For those looking on how California will interpret its “controlling” person requirement, Prop 64’s definition of an “applicant” provides some help. Proposition 64 defines an applicant to include the owner or owners of a proposed licensee, with “owner” meaning all persons with an aggregate ownership of 20% or more plus the power to direct the management of control of the licensee. For a publicly traded company, an “owner” includes the CEO, any board member, and persons or entities with aggregate ownership of 20% or more. For a nonprofit entity, an “owner” shall mean the CEO and any board members. If California decision makers decide to follow this interpretation to determine a “controlling” person for purposes of the residency requirement, it will likely capture out-of-state persons with at least 20% aggregate ownership and some sort of control over the entity. As of right now, if we had to predict, we would say that California likely will use these same rules to determine controlling persons for residency purposes as well.

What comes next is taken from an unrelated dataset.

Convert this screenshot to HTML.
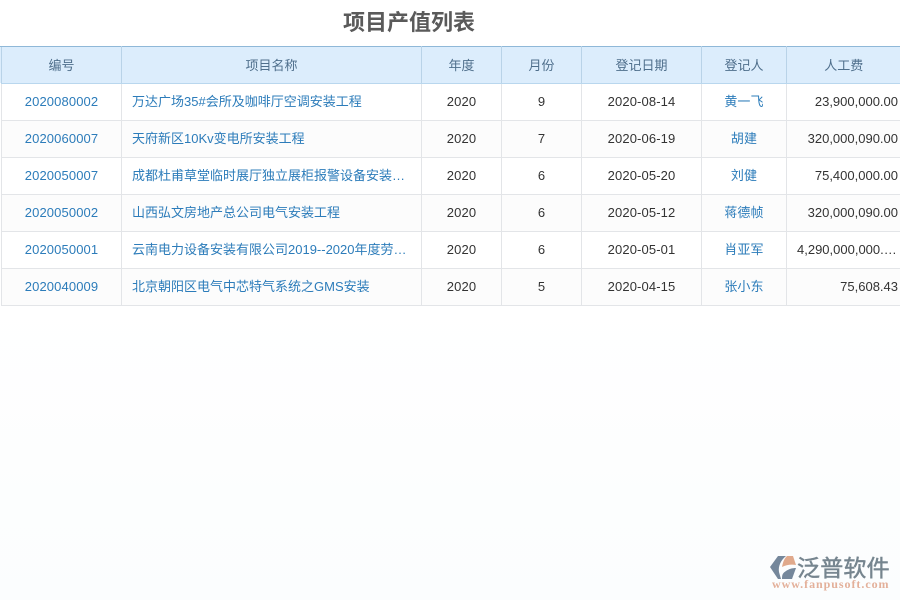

It is also beneficial to compare California’s proposed residency requirement with those in other regulated medical and recreational marijuana states. Both Oregon and Colorado started out with a two-year residency requirement for all applicants, looking back from the date of filing. In contrast, Washington ended up with a six-month residency requirement for all license holders, managers, and interest holders, which captured practically everyone involved in the business. However, all three states have since amended their residency requirement with Oregon completely repealing its residency requirement for both medical and recreational businesses earlier this year. If the approach of these states serves as any indication, California may eventually take a less stringent approach to enforcing its residency requirement. The more states that allow out-of-staters to participate in their cannabis industries, the more other states will feel pressure to do the same.

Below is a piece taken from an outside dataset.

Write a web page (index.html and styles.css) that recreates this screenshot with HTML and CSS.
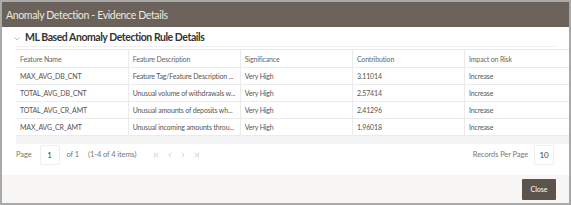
FILE: index.html
```html
<!DOCTYPE html>
<html lang="en">
<head>
  <meta charset="UTF-8">
  <meta name="viewport" content="width=device-width, initial-scale=1.0">
  <title>Anomaly Detection - Evidence Details</title>
  <link rel="stylesheet" href="styles.css">
</head>
<body>
  <div class="dialog">
    <div class="titlebar">Anomaly Detection - Evidence Details</div>

    <div class="content">
      <div class="section-head">
        <svg class="chevron" width="6" height="4" viewBox="0 0 6 4"><path d="M0.5 0.5 L3 3 L5.5 0.5" fill="none" stroke="#b5b5b5" stroke-width="0.9"/></svg>
        <span>ML Based Anomaly Detection Rule Details</span>
      </div>

      <table class="grid">
        <thead>
          <tr>
            <th>Feature Name</th>
            <th>Feature Description</th>
            <th>Significance</th>
            <th>Contribution</th>
            <th>Impact on Risk</th>
          </tr>
        </thead>
        <tbody>
          <tr>
            <td>MAX_AVG_DB_CNT</td>
            <td>Feature Tag/Feature Description ...</td>
            <td>Very High</td>
            <td>3.11014</td>
            <td>Increase</td>
          </tr>
          <tr>
            <td>TOTAL_AVG_DB_CNT</td>
            <td>Unusual volume of withdrawals w...</td>
            <td>Very High</td>
            <td>2.57414</td>
            <td>Increase</td>
          </tr>
          <tr>
            <td>TOTAL_AVG_CR_AMT</td>
            <td>Unusual amounts of deposits wh...</td>
            <td>Very High</td>
            <td>2.41296</td>
            <td>Increase</td>
          </tr>
          <tr>
            <td>MAX_AVG_CR_AMT</td>
            <td>Unusual incoming amounts throu...</td>
            <td>Very High</td>
            <td>1.96018</td>
            <td>Increase</td>
          </tr>
        </tbody>
      </table>
      <div class="grid-bottom"></div>

      <div class="pager">
        <div class="pager-left">
          <span>Page</span>
          <span class="box">1</span>
          <span>of 1</span>
          <span class="items">(1-4 of 4 items)</span>
          <span class="nav">
            <svg width="6" height="6" viewBox="0 0 6 6"><path d="M0.8 0.5 V5.5 M4.5 0.8 L2.3 3 L4.5 5.2" fill="none" stroke="#c2c2c2" stroke-width="0.8"/></svg>
            <svg width="6" height="6" viewBox="0 0 6 6"><path d="M4 0.8 L1.8 3 L4 5.2" fill="none" stroke="#c2c2c2" stroke-width="0.8"/></svg>
            <svg width="6" height="6" viewBox="0 0 6 6"><path d="M2 0.8 L4.2 3 L2 5.2" fill="none" stroke="#c2c2c2" stroke-width="0.8"/></svg>
            <svg width="6" height="6" viewBox="0 0 6 6"><path d="M1.5 0.8 L3.7 3 L1.5 5.2 M5.2 0.5 V5.5" fill="none" stroke="#c2c2c2" stroke-width="0.8"/></svg>
          </span>
        </div>
        <div class="pager-right">
          <span>Records Per Page</span>
          <span class="box">10</span>
        </div>
      </div>
    </div>

    <div class="footer">
      <button class="btn-close">Close</button>
    </div>
  </div>
</body>
</html>
```

FILE: styles.css
```css
body {
  margin: 0;
  font-family: Lato, "Open Sans", sans-serif;
  background-color: #ffffff;
}
.dialog {
  width: 571px;
  height: 205px;
  box-sizing: border-box;
  border: 2px solid #a9a9a9;
  display: flex;
  flex-direction: column;
  background-color: #ffffff;
}
.titlebar {
  height: 25px;
  flex: none;
  background-color: #6a625b;
  color: #efe8de;
  font-size: 10.5px;
  letter-spacing: -0.35px;
  display: flex;
  align-items: center;
  padding-left: 4px;
}
.content {
  flex: 1;
  padding-left: 14px;
}
.section-head {
  height: 19px;
  display: flex;
  align-items: center;
  margin-right: 13px;
  border-bottom: 1px solid #f0f0f0;
  font-size: 10.5px;
  font-weight: bold;
  color: #333333;
  letter-spacing: -0.45px;
}
.chevron {
  margin: 4px 5px 0 -2px;
}
.grid {
  width: 100%;
  border-collapse: collapse;
  margin-top: 2px;
  font-size: 7px;
  letter-spacing: -0.15px;
  color: #555555;
  table-layout: fixed;
}
.grid th, .grid td {
  text-align: left;
  font-weight: normal;
  padding: 0 4px;
  height: 16px;
  border-bottom: 1px solid #ebebeb;
  border-left: 1px solid #ebebeb;
  white-space: nowrap;
  overflow: hidden;
}
.grid th:first-child, .grid td:first-child {
  border-left: none;
}
.grid th {
  height: 17px;
  border-top: 1px solid #ebebeb;
  color: #666666;
}
.grid th:nth-child(5), .grid td:nth-child(5) {
  width: 96px;
}
.grid-bottom {
  height: 8px;
  background-color: #f4f4f4;
}
.pager {
  display: flex;
  justify-content: space-between;
  align-items: center;
  height: 21px;
  margin-right: 15px;
  font-size: 7.5px;
  letter-spacing: -0.1px;
  color: #777777;
}
.pager-left, .pager-right {
  display: flex;
  align-items: center;
  gap: 6px;
}
.box {
  display: inline-flex;
  align-items: center;
  justify-content: center;
  width: 18px;
  height: 18px;
  border: 1px solid #eeeeee;
  border-radius: 2px;
  color: #444444;
  font-size: 8px;
}
.pager-left .box {
  margin: 0 1px 0 2px;
}
.items {
  margin-left: 3px;
}
.nav {
  display: flex;
  gap: 7px;
  margin-left: 12px;
}
.footer {
  height: 28px;
  flex: none;
  background-color: #f7f6f4;
  display: flex;
  justify-content: flex-end;
  align-items: center;
  padding-right: 13px;
}
.btn-close {
  width: 34px;
  height: 21px;
  border: none;
  border-radius: 1px;
  background-color: #5d534d;
  color: #ffffff;
  font-family: Lato, sans-serif;
  font-size: 7px;
  padding: 0;
}
```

A final challenge for out-of-state residents interested in entering California is that some California cities and counties have begun adopting their own local residency requirements. For example, a county may require an applicant for a local marijuana permit to demonstrate residency in the county for at least one year prior to the date of application. Taking it a step further, the City of Oakland’s draft cannabis ordinance included a provision that required half of all new permits go to residents of select neighborhoods with a history of higher marijuana-related arrest rates.
If residency requirements become insurmountable under Prop 64, there is still hope for out-of-state businesses and investors. Currently, under the Medical Cannabis Regulation and Safety Act, there is no language creating residency requirements for medical cannabis licensees. But out-of-state residents should still tread carefully. In Oregon, a residency requirement was not included in the original ballot measure but was added by the state’s legislature in a later bill; and the California legislature has been busy proposing “clean up” bills to amend various provisions of the MCRSA (such as SB 837 that made several substantive changes to the original bills). So there is still at least a fair chance California will add a residency requirement for medical cannabis licensees as well.
At this point, it remains unclear how exactly residency requirements will impact California cannabis businesses. But one thing is certain, out-of-state residents and companies with any out-of-state ownership better keep a close eye on developing regulations and rules if they hope to obtain a California cannabis license in 2018.